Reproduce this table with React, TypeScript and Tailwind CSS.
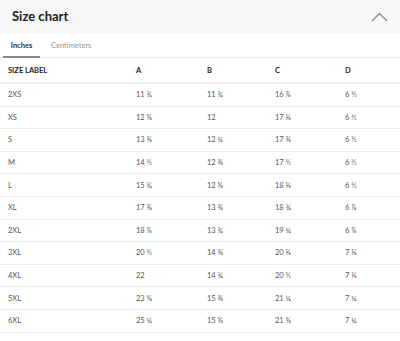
import React from "react";

const rows: [string, string, string, string, string][] = [
  ["2XS", "11 ¾", "11 ¾", "16 ⅞", "6 ½"],
  ["XS", "12 ⅝", "12", "17 ⅛", "6 ½"],
  ["S", "13 ⅜", "12 ¼", "17 ⅜", "6 ½"],
  ["M", "14 ½", "12 ⅜", "17 ½", "6 ½"],
  ["L", "15 ¾", "12 ⅝", "18 ⅛", "6 ½"],
  ["XL", "17 ⅜", "13 ⅜", "18 ¾", "6 ⅞"],
  ["2XL", "18 ⅞", "13 ¾", "19 ¼", "6 ⅞"],
  ["3XL", "20 ½", "14 ⅜", "20 ⅛", "7 ⅛"],
  ["4XL", "22", "14 ¾", "20 ½", "7 ⅛"],
  ["5XL", "23 ⅝", "15 ⅜", "21 ¼", "7 ¼"],
  ["6XL", "25 ¼", "15 ⅝", "21 ⅝", "7 ¼"],
];

export default function App() {
  return (
    <div
      className="w-[400px] h-[341px] bg-white overflow-hidden"
      style={{ fontFamily: "Lato, 'Open Sans', sans-serif" }}
    >
      <div className="h-[33px] bg-[#f7f7f7] flex items-center justify-between pl-[12px] pr-[12px]">
        <span className="text-[13px] font-bold text-[#222]">Size chart</span>
        <svg width="17" height="10" viewBox="0 0 17 10" fill="none">
          <path d="M1 9 L8.5 1.5 L16 9" stroke="#8a8a8a" strokeWidth="1.4" />
        </svg>
      </div>
      <div className="flex h-[25px] border-b border-[#ececec] items-stretch pt-[2px]">
        <div className="ml-[3px] w-[37px] flex items-center justify-center border-b-2 border-[#888] text-[7.5px] font-bold text-[#333] -mb-px">
          Inches
        </div>
        <div className="ml-[11px] flex items-center text-[7.5px] text-[#999]">Centimeters</div>
      </div>
      <div className="text-[7.5px] text-[#555]">
        <div className="flex h-[26px] items-center pt-[2px] border-b-2 border-[#f0f0f0] font-bold text-[#222]">
          <div className="w-[136px] pl-[8px]">SIZE LABEL</div>
          <div className="w-[71px]">A</div>
          <div className="w-[68px]">B</div>
          <div className="w-[70px]">C</div>
          <div>D</div>
        </div>
        {rows.map((r) => (
          <div key={r[0]} className="flex h-[22.6px] items-center border-b border-[#ececec]">
            <div className="w-[136px] pl-[8px]">{r[0]}</div>
            <div className="w-[71px]">{r[1]}</div>
            <div className="w-[68px]">{r[2]}</div>
            <div className="w-[70px]">{r[3]}</div>
            <div>{r[4]}</div>
          </div>
        ))}
      </div>
    </div>
  );
}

- SHORT TASK -
Starting at the top of the listing above, reproduce each line up to and including the one with "import React from"; omit the pictures.

- REPLY -
Reproduce this table with React, TypeScript and Tailwind CSS.
import React from "react";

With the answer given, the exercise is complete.